STATE-RUN Cotton Company of Zimbabwe (Cottco) chief operating officer Munyaradzi Chikasha has called for a probe into how farmers are utilising inputs under the presidential input scheme.
Government introduced the scheme during the 2014/15 agricultural season to help the “white gold” farmers to increase output.
However, despite cotton production nearly hitting a peak of 140 000 tonnes in the 2020/21 season, the following season production declined to under 60 000t and slightly rose to 90 000t in the 2022/23 season.
Speaking at a cotton indaba held in Harare last week to review the 2022/23 season, Chikasha said: “If we are all honest that we are financing cotton growers, why do we have the problem (of poor production)? There is need to monitor the distribution of inputs. The private players are not financing the production and it always has an impact on production.
“The inputs are enough to grow the crop. Let’s not burden one player, but let farmers and contractors take part and let agronomists do their work. Let Cottco also have a follow up on what is happening.

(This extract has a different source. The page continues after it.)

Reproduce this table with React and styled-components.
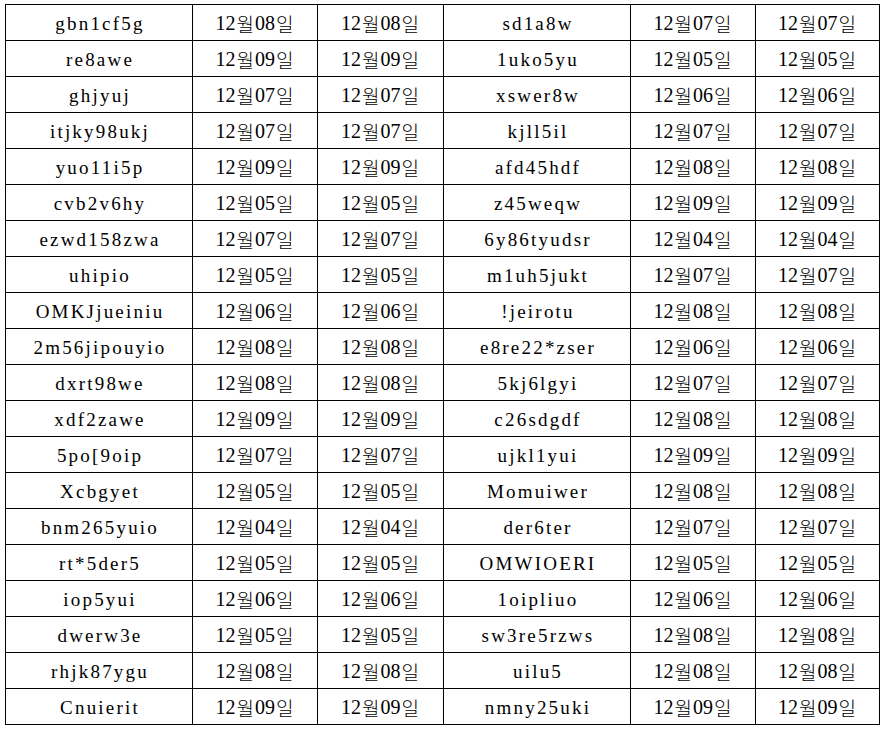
import React from 'react'
import styled, { createGlobalStyle } from 'styled-components'

const rows = [
  ['gbn1cf5g', '08', 'sd1a8w', '07'],
  ['re8awe', '09', '1uko5yu', '05'],
  ['ghjyuj', '07', 'xswer8w', '06'],
  ['itjky98ukj', '07', 'kjll5il', '07'],
  ['yuo11i5p', '09', 'afd45hdf', '08'],
  ['cvb2v6hy', '05', 'z45weqw', '09'],
  ['ezwd158zwa', '07', '6y86tyudsr', '04'],
  ['uhipio', '05', 'm1uh5jukt', '07'],
  ['OMKJjueiniu', '06', '!jeirotu', '08'],
  ['2m56jipouyio', '08', 'e8re22*zser', '06'],
  ['dxrt98we', '08', '5kj6lgyi', '07'],
  ['xdf2zawe', '09', 'c26sdgdf', '08'],
  ['5po[9oip', '07', 'ujkl1yui', '09'],
  ['Xcbgyet', '05', 'Momuiwer', '08'],
  ['bnm265yuio', '04', 'der6ter', '07'],
  ['rt*5der5', '05', 'OMWIOERI', '05'],
  ['iop5yui', '06', '1oipliuo', '06'],
  ['dwerw3e', '05', 'sw3re5rzws', '08'],
  ['rhjk87ygu', '08', 'uilu5', '08'],
  ['Cnuierit', '09', 'nmny25uki', '09'],
]

const Global = createGlobalStyle`
  html, body {
    margin: 0;
    padding: 0;
    background: #fff;
    overflow: hidden;
  }
`

const Page = styled.div`
  padding: 4px 0 0 5px;
`

const Sheet = styled.div`
  display: grid;
  grid-template-columns: 187px 125px 126px 187px 125px 124px;
  grid-auto-rows: 36px;
  width: max-content;
  border-left: 1px solid #000;
  border-top: 1px solid #000;
`

const Cell = styled.div`
  display: flex;
  align-items: center;
  justify-content: center;
  padding-top: 2px;
  border-right: 1px solid #000;
  border-bottom: 1px solid #000;
  color: #000;
  white-space: nowrap;
  font-family: "Liberation Serif", "Noto Sans CJK KR", serif;
  font-size: ${p => (p.$code ? '19px' : '20px')};
  letter-spacing: ${p => (p.$code ? '2.2px' : '0')};
  text-indent: ${p => (p.$code ? '2px' : '0')};
`

const Han = styled.span`
  font-family: "Noto Sans CJK KR", sans-serif;
  font-size: 19px;
  font-weight: 300;
  margin: 0 1px;
`

const DateText = ({ day }) => (
  <>
    12<Han>월</Han>{day}<Han>일</Han>
  </>
)

export default function App() {
  return (
    <Page>
      <Global />
      <Sheet>
        {rows.map(([a, d1, b, d2], i) => (
          <React.Fragment key={i}>
            <Cell $code>{a}</Cell>
            <Cell><DateText day={d1} /></Cell>
            <Cell><DateText day={d1} /></Cell>
            <Cell $code>{b}</Cell>
            <Cell><DateText day={d2} /></Cell>
            <Cell><DateText day={d2} /></Cell>
          </React.Fragment>
        ))}
      </Sheet>
    </Page>
  )
}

If Cottco is allowed to operate freely, it will be able to identify (competent) farmers.”
Challenges in getting cotton farmers to produce more could be seen in the fact that over the first nine months of the year, cotton exports totalled US$11,64 million, down about 49% from the comparative 2022 period.
Cotton is the country’s second biggest agricultural export crop after tobacco.
Southern Cotton Company chief executive officer Caos Nzenze blamed side-cropping for problems in the sector.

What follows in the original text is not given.